> [What the task asks]: Quote the data exactly, first line to the line containing "const ICON = 'mt-[38px]", with no pictures.

⁂

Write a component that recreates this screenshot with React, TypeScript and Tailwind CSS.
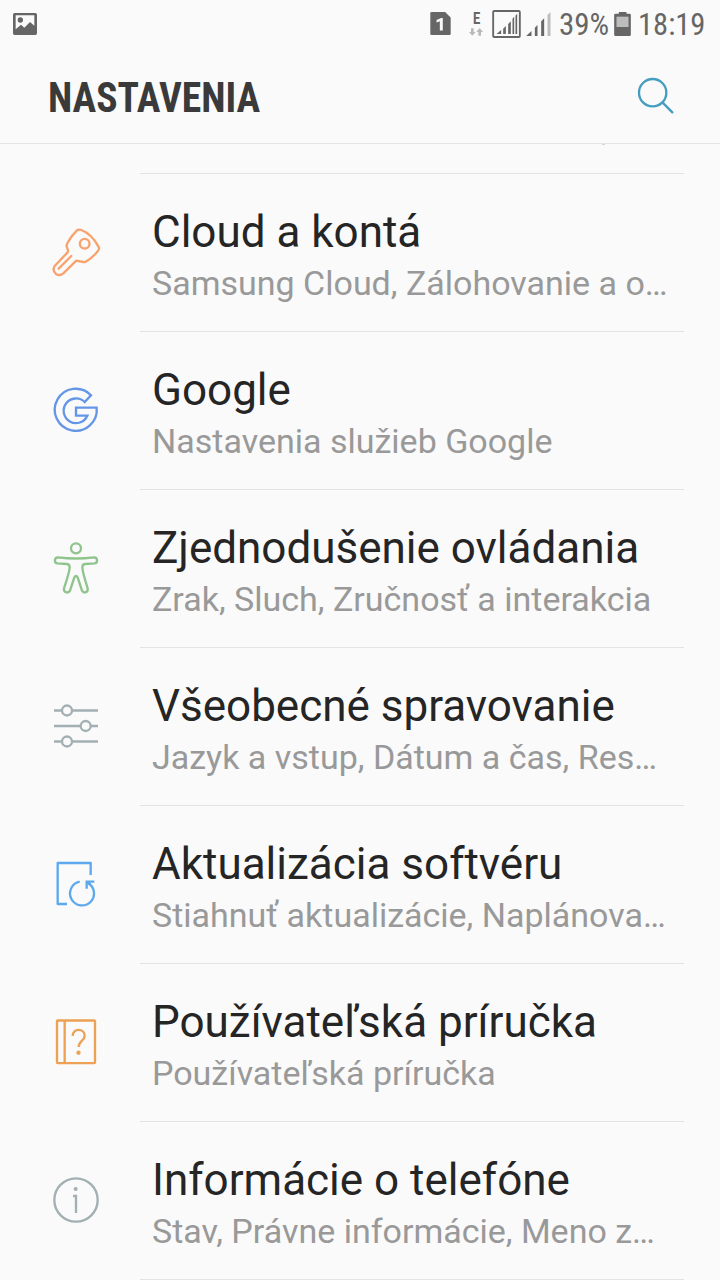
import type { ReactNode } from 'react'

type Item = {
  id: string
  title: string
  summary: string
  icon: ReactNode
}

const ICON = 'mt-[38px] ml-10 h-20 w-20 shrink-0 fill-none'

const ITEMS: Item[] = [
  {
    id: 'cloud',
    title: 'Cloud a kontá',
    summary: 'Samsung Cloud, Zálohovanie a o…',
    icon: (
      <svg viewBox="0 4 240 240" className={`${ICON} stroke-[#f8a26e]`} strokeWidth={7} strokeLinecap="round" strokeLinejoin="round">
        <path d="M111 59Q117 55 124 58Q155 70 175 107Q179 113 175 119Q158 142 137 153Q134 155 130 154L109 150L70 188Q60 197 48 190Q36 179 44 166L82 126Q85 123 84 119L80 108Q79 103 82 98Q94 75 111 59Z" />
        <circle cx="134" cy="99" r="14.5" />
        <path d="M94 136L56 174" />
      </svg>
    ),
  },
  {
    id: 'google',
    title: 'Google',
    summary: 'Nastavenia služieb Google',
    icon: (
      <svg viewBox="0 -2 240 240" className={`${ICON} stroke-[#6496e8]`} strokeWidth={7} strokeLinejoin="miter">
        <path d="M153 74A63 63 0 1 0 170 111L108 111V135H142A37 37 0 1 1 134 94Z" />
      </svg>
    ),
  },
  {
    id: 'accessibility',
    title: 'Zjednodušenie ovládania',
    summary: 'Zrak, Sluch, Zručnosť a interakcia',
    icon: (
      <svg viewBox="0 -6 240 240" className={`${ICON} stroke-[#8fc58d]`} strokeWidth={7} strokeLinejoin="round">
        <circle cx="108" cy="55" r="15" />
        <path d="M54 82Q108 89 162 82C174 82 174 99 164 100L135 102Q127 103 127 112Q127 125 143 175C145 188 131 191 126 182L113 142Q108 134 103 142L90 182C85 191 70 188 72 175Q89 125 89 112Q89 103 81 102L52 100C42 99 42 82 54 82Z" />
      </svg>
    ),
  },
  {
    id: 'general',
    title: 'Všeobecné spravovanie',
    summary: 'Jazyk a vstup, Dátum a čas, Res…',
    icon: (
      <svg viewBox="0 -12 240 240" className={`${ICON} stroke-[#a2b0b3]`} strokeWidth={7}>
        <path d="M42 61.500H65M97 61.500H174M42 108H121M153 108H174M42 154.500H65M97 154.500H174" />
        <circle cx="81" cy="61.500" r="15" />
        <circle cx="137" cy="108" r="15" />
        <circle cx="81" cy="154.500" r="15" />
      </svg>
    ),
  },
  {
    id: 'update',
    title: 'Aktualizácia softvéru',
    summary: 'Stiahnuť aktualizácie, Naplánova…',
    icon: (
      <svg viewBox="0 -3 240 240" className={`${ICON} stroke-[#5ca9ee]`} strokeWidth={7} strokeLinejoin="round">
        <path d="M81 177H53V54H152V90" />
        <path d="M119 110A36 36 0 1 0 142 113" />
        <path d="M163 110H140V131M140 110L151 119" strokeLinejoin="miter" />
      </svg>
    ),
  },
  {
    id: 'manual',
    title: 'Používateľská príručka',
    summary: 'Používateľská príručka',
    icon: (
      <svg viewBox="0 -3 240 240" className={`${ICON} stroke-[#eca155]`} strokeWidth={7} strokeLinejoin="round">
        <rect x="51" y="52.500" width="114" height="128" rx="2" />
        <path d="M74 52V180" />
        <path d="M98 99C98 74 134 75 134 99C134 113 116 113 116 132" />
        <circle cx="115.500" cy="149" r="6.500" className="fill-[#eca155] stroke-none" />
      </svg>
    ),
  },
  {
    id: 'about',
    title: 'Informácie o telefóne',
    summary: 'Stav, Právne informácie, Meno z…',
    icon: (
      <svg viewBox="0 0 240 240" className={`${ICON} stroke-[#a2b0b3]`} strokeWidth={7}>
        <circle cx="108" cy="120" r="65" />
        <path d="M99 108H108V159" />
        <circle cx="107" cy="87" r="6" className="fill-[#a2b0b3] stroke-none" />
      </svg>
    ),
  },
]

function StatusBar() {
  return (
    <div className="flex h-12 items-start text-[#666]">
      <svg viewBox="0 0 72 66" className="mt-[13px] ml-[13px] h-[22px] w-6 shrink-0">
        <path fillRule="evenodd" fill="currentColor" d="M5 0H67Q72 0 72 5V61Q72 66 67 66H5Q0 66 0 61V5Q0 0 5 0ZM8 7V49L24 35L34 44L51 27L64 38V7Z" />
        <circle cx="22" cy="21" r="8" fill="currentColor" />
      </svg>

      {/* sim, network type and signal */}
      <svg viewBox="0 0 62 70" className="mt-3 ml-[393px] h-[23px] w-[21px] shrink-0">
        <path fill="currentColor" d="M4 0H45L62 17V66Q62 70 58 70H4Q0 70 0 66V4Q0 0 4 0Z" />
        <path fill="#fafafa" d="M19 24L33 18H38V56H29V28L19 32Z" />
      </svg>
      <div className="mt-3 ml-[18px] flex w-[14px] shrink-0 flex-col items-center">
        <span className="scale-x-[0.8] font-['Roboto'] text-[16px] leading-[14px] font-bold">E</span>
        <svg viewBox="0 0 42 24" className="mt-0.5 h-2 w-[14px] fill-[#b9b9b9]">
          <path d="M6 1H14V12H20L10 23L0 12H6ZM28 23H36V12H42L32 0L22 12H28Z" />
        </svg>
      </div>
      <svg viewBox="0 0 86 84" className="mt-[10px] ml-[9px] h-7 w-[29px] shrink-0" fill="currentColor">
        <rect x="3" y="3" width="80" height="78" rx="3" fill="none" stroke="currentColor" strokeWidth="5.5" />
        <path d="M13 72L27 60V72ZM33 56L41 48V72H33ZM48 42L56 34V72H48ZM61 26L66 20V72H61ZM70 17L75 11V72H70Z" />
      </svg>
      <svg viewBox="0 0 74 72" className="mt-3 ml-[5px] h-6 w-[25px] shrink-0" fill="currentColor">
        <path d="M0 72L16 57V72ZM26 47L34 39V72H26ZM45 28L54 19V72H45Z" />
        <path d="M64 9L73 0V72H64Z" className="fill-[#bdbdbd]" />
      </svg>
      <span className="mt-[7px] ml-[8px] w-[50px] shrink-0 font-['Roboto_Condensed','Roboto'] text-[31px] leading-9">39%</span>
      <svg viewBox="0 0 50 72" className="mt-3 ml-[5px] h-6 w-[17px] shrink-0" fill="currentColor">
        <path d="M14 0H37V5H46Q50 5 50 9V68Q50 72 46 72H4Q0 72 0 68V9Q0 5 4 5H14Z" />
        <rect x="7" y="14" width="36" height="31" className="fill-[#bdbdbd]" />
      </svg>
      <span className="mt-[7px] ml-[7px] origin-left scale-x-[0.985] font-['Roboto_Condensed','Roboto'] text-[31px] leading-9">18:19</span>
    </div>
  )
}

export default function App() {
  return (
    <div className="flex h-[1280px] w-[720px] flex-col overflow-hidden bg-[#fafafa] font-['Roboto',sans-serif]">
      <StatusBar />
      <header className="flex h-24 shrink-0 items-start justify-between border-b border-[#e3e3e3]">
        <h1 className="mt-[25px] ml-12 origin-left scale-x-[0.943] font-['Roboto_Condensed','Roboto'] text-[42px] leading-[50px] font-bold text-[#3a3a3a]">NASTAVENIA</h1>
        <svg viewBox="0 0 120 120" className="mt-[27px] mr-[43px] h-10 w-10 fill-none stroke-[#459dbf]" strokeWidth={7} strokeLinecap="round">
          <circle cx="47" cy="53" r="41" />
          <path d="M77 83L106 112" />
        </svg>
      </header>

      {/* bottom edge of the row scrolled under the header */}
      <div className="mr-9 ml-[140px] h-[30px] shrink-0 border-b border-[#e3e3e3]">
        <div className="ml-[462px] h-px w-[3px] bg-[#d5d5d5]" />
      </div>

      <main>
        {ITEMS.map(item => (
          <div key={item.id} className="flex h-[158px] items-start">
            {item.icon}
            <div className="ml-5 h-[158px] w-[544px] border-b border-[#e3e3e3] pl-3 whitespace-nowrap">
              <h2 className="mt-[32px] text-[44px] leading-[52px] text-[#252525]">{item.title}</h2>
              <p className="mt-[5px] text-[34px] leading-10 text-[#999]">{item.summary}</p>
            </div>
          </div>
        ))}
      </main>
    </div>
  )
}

⁂

> [Response to this task]:
Write a component that recreates this screenshot with React, TypeScript and Tailwind CSS.
import type { ReactNode } from 'react'

type Item = {
  id: string
  title: string
  summary: string
  icon: ReactNode
}

const ICON = 'mt-[38px] ml-10 h-20 w-20 shrink-0 fill-none'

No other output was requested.